- **THE EXERCISE**: Filter the data for lines with the word "screenshot", then copy every line so identified.

- **DATA PROVIDED**:
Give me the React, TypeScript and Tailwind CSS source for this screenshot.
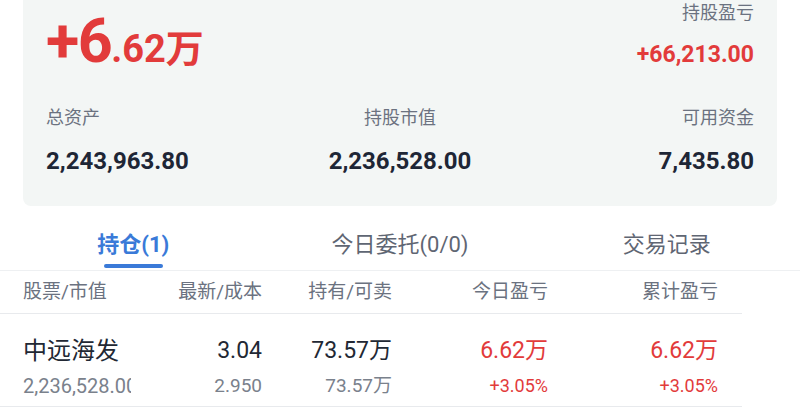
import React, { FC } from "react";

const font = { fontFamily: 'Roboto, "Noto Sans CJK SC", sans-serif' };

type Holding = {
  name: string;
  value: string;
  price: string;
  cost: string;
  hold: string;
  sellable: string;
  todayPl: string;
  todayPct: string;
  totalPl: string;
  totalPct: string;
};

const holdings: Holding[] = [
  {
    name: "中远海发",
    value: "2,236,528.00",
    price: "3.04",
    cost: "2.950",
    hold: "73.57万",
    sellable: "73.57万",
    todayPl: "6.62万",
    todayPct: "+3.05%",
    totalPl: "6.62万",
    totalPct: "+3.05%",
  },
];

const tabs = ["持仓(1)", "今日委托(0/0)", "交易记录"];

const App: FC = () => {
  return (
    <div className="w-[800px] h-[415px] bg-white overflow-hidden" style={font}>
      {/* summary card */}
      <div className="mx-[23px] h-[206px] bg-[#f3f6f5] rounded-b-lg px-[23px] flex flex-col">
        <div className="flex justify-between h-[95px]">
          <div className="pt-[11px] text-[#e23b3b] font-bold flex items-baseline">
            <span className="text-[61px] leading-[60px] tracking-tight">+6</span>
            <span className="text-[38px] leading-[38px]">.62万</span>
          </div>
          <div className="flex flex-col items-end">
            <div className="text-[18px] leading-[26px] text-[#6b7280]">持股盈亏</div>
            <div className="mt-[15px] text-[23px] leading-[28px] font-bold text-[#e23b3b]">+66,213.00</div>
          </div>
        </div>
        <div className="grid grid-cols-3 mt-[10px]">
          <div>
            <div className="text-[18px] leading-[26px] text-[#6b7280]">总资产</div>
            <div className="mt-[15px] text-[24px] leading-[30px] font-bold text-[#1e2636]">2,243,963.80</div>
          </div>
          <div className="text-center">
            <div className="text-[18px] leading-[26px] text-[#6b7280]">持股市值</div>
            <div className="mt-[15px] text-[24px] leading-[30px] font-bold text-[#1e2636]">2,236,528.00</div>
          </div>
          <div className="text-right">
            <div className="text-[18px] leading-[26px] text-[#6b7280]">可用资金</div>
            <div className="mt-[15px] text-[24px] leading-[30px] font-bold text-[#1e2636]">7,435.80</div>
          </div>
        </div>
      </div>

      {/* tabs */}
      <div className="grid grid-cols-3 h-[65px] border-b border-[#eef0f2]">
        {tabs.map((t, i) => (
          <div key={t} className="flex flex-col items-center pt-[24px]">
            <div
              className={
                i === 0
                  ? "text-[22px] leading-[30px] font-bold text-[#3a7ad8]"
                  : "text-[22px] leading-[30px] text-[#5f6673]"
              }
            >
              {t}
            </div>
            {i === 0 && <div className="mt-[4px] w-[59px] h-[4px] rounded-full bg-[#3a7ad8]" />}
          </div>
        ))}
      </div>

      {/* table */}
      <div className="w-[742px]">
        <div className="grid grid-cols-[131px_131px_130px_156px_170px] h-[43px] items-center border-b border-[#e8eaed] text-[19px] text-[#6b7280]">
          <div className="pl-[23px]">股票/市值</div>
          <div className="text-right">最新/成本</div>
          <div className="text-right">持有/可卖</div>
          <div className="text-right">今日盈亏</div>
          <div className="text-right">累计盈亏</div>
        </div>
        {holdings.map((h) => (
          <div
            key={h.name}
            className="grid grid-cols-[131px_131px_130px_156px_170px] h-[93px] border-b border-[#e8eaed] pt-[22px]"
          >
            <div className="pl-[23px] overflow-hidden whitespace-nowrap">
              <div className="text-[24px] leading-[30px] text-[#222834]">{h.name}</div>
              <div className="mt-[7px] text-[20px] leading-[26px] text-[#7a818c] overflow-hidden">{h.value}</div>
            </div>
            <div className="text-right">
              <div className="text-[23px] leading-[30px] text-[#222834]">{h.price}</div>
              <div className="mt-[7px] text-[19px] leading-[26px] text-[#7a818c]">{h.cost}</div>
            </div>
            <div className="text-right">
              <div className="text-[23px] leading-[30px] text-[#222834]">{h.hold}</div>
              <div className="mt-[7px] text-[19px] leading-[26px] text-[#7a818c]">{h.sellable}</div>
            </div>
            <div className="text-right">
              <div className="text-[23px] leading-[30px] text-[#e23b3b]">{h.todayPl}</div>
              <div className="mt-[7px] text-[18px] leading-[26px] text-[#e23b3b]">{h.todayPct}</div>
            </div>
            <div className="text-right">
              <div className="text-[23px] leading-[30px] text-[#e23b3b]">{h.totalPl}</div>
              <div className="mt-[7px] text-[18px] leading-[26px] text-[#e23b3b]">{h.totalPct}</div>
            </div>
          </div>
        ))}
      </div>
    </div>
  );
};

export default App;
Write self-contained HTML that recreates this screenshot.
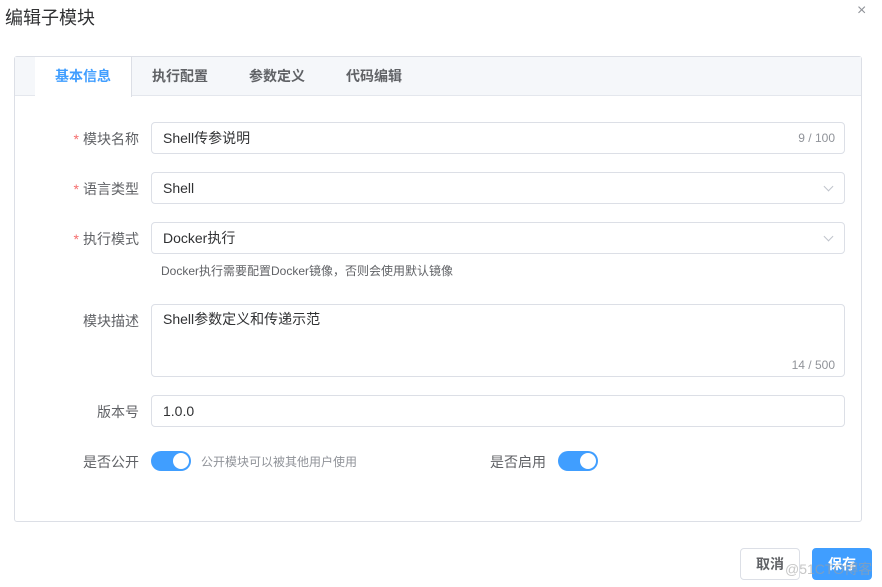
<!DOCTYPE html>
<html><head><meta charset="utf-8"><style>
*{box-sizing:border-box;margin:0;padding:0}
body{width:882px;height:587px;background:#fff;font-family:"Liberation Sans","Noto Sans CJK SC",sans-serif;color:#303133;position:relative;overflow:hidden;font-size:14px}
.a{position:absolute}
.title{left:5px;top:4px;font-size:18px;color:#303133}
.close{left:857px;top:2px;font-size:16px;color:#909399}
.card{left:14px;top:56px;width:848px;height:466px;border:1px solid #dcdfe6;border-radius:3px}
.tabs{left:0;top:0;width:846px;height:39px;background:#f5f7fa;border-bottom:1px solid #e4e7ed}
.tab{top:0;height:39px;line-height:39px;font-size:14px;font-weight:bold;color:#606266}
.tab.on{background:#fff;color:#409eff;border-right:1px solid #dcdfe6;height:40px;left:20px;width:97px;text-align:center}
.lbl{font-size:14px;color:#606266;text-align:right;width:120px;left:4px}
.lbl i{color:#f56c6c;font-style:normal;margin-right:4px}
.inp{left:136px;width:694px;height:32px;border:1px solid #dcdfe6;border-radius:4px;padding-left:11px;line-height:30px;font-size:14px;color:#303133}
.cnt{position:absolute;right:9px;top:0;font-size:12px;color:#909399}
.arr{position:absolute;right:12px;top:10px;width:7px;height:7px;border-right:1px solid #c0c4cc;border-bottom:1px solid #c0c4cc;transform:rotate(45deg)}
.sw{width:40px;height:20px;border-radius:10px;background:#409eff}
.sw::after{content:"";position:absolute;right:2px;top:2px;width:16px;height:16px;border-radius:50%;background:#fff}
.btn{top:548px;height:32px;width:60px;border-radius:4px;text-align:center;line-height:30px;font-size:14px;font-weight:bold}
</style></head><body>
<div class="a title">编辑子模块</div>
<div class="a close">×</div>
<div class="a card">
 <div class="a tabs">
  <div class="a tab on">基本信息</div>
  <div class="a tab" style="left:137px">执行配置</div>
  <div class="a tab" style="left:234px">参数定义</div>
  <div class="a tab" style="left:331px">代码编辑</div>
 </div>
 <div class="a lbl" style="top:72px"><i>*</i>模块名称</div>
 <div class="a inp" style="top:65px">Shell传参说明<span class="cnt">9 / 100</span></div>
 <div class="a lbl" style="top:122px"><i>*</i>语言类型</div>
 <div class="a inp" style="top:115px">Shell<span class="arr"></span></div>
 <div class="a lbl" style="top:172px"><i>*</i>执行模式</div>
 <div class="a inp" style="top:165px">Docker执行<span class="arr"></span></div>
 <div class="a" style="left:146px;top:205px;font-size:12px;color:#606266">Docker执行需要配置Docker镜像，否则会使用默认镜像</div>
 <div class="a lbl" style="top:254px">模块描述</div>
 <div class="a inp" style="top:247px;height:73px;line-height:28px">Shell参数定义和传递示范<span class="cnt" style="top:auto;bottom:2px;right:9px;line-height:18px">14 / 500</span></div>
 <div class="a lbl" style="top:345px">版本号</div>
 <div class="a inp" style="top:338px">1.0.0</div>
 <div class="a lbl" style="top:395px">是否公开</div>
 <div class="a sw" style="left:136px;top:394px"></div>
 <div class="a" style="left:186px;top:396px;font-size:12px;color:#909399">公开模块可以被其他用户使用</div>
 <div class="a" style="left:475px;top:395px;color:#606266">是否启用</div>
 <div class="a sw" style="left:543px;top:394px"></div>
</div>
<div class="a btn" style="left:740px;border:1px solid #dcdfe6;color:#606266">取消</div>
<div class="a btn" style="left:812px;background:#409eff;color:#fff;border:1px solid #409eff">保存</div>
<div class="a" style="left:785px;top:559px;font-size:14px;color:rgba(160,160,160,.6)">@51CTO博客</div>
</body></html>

- **EXERCISE SOLUTION**:
Give me the React, TypeScript and Tailwind CSS source for this screenshot.
Write self-contained HTML that recreates this screenshot.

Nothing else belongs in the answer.